%%
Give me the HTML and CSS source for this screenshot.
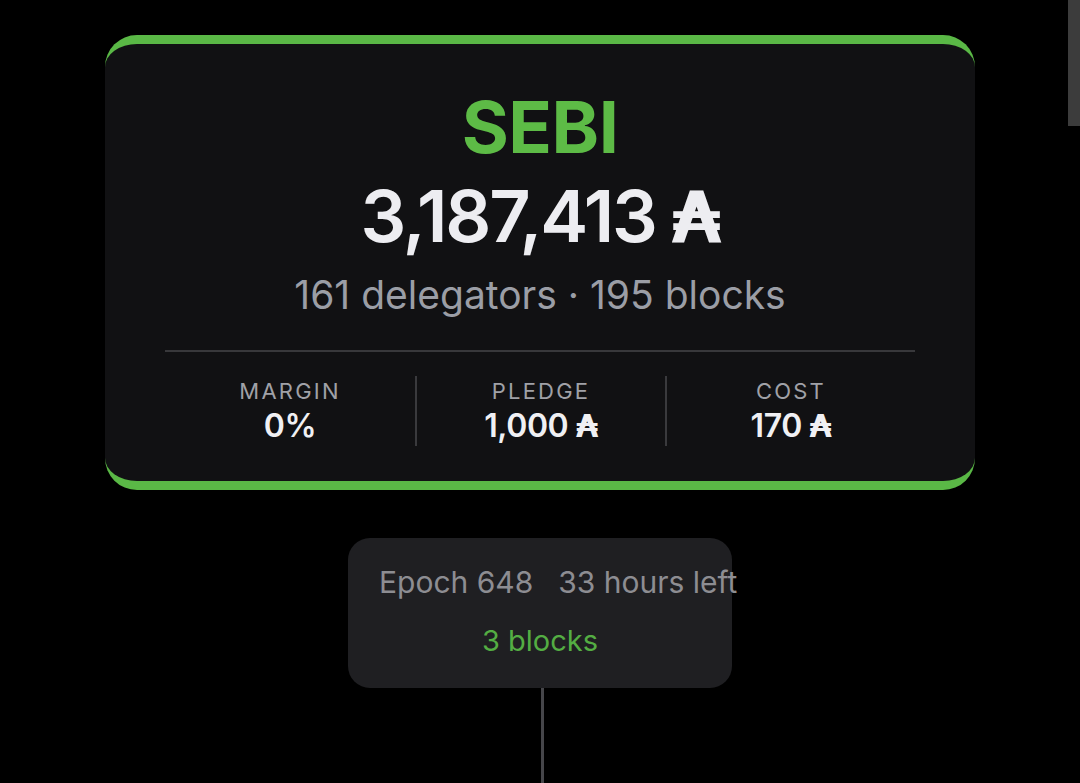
FILE: index.html
```html
<!DOCTYPE html>
<html lang="en">
<head>
<meta charset="utf-8">
<title>SEBI pool</title>
<link rel="stylesheet" href="styles.css">
</head>
<body>
<div class="scroll-thumb"></div>
<main class="page">
  <section class="pool-card">
    <h1 class="pool-name">SEBI</h1>
    <div class="pool-stake">3,187,413 <span class="ada">₳</span></div>
    <div class="pool-sub">161 delegators · 195 blocks</div>
    <div class="divider"></div>
    <div class="stats">
      <div class="stat">
        <div class="stat-label">MARGIN</div>
        <div class="stat-value">0%</div>
      </div>
      <div class="stat">
        <div class="stat-label">PLEDGE</div>
        <div class="stat-value">1,000 <span class="ada">₳</span></div>
      </div>
      <div class="stat">
        <div class="stat-label">COST</div>
        <div class="stat-value">170 <span class="ada">₳</span></div>
      </div>
    </div>
  </section>

  <section class="epoch-box">
    <div class="epoch-row"><span>Epoch 648</span><span class="epoch-left">33 hours left</span></div>
    <div class="epoch-blocks">3 blocks</div>
  </section>
  <div class="timeline"></div>
</main>
</body>
</html>
```

FILE: styles.css
```css
html, body {
  margin: 0;
  padding: 0;
  background: #000;
  overflow: hidden;
}

body {
  font-family: Inter, "Noto Sans", "DejaVu Sans", sans-serif;
  color: #ececf0;
  height: 783px;
}

.scroll-thumb {
  position: fixed;
  top: 0;
  right: 0;
  width: 12px;
  height: 126px;
  background: #3c3c3c;
}

.page {
  display: flex;
  flex-direction: column;
  align-items: center;
  padding-top: 35px;
}

.pool-card {
  box-sizing: border-box;
  width: 870px;
  background: #111113;
  border-top: 9px solid #5ab846;
  border-bottom: 9px solid #5ab846;
  border-radius: 32px;
  padding: 43px 60px 35px;
  display: flex;
  flex-direction: column;
  align-items: stretch;
  text-align: center;
}

.pool-name {
  margin: 0;
  font-size: 72px;
  line-height: 80px;
  font-weight: 700;
  color: #5dbb46;
  letter-spacing: -0.5px;
}

.pool-stake {
  margin-top: 9px;
  font-size: 72px;
  line-height: 80px;
  font-weight: 600;
  color: #ededf1;
  letter-spacing: -2.2px;
}

.ada {
  font-family: "DejaVu Sans", sans-serif;
}

.pool-sub {
  margin-top: 16px;
  font-size: 39px;
  line-height: 44px;
  color: #9b9ea6;
}

.divider {
  margin-top: 33px;
  height: 2px;
  background: #38383b;
}

.stats {
  margin-top: 24px;
  display: grid;
  grid-template-columns: 1fr 1fr 1fr;
}

.stat {
  display: flex;
  flex-direction: column;
  align-items: center;
  border-left: 2px solid #3a3a3d;
}

.stat:first-child {
  border-left: none;
}

.stat-label {
  font-size: 22px;
  line-height: 30px;
  letter-spacing: 2.2px;
  color: #a0a1a7;
}

.stat-value {
  font-size: 32px;
  line-height: 39px;
  font-weight: 600;
  color: #f0f0f3;
  letter-spacing: -0.4px;
}

.epoch-box {
  box-sizing: border-box;
  margin-top: 48px;
  width: 384px;
  height: 150px;
  background: #1f1f22;
  border-radius: 22px;
  padding-top: 24px;
}

.epoch-row {
  padding-left: 31px;
  white-space: nowrap;
  font-size: 30px;
  line-height: 40px;
  color: #8d8d92;
}

.epoch-left {
  margin-left: 25px;
}

.epoch-blocks {
  margin-top: 19px;
  text-align: center;
  font-size: 29px;
  line-height: 40px;
  color: #54ad43;
}

.timeline {
  width: 3px;
  height: 100px;
  background: #46464a;
  margin-left: 5px;
}
```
%%
• Task requirements:
Without the pictures, print the whole listing exactly as given.

• Answer to this problem:
Give me the HTML and CSS source for this screenshot.
FILE: index.html
```html
<!DOCTYPE html>
<html lang="en">
<head>
<meta charset="utf-8">
<title>SEBI pool</title>
<link rel="stylesheet" href="styles.css">
</head>
<body>
<div class="scroll-thumb"></div>
<main class="page">
  <section class="pool-card">
    <h1 class="pool-name">SEBI</h1>
    <div class="pool-stake">3,187,413 <span class="ada">₳</span></div>
    <div class="pool-sub">161 delegators · 195 blocks</div>
    <div class="divider"></div>
    <div class="stats">
      <div class="stat">
        <div class="stat-label">MARGIN</div>
        <div class="stat-value">0%</div>
      </div>
      <div class="stat">
        <div class="stat-label">PLEDGE</div>
        <div class="stat-value">1,000 <span class="ada">₳</span></div>
      </div>
      <div class="stat">
        <div class="stat-label">COST</div>
        <div class="stat-value">170 <span class="ada">₳</span></div>
      </div>
    </div>
  </section>

  <section class="epoch-box">
    <div class="epoch-row"><span>Epoch 648</span><span class="epoch-left">33 hours left</span></div>
    <div class="epoch-blocks">3 blocks</div>
  </section>
  <div class="timeline"></div>
</main>
</body>
</html>
```

FILE: styles.css
```css
html, body {
  margin: 0;
  padding: 0;
  background: #000;
  overflow: hidden;
}

body {
  font-family: Inter, "Noto Sans", "DejaVu Sans", sans-serif;
  color: #ececf0;
  height: 783px;
}

.scroll-thumb {
  position: fixed;
  top: 0;
  right: 0;
  width: 12px;
  height: 126px;
  background: #3c3c3c;
}

.page {
  display: flex;
  flex-direction: column;
  align-items: center;
  padding-top: 35px;
}

.pool-card {
  box-sizing: border-box;
  width: 870px;
  background: #111113;
  border-top: 9px solid #5ab846;
  border-bottom: 9px solid #5ab846;
  border-radius: 32px;
  padding: 43px 60px 35px;
  display: flex;
  flex-direction: column;
  align-items: stretch;
  text-align: center;
}

.pool-name {
  margin: 0;
  font-size: 72px;
  line-height: 80px;
  font-weight: 700;
  color: #5dbb46;
  letter-spacing: -0.5px;
}

.pool-stake {
  margin-top: 9px;
  font-size: 72px;
  line-height: 80px;
  font-weight: 600;
  color: #ededf1;
  letter-spacing: -2.2px;
}

.ada {
  font-family: "DejaVu Sans", sans-serif;
}

.pool-sub {
  margin-top: 16px;
  font-size: 39px;
  line-height: 44px;
  color: #9b9ea6;
}

.divider {
  margin-top: 33px;
  height: 2px;
  background: #38383b;
}

.stats {
  margin-top: 24px;
  display: grid;
  grid-template-columns: 1fr 1fr 1fr;
}

.stat {
  display: flex;
  flex-direction: column;
  align-items: center;
  border-left: 2px solid #3a3a3d;
}

.stat:first-child {
  border-left: none;
}

.stat-label {
  font-size: 22px;
  line-height: 30px;
  letter-spacing: 2.2px;
  color: #a0a1a7;
}

.stat-value {
  font-size: 32px;
  line-height: 39px;
  font-weight: 600;
  color: #f0f0f3;
  letter-spacing: -0.4px;
}

.epoch-box {
  box-sizing: border-box;
  margin-top: 48px;
  width: 384px;
  height: 150px;
  background: #1f1f22;
  border-radius: 22px;
  padding-top: 24px;
}

.epoch-row {
  padding-left: 31px;
  white-space: nowrap;
  font-size: 30px;
  line-height: 40px;
  color: #8d8d92;
}

.epoch-left {
  margin-left: 25px;
}

.epoch-blocks {
  margin-top: 19px;
  text-align: center;
  font-size: 29px;
  line-height: 40px;
  color: #54ad43;
}

.timeline {
  width: 3px;
  height: 100px;
  background: #46464a;
  margin-left: 5px;
}
```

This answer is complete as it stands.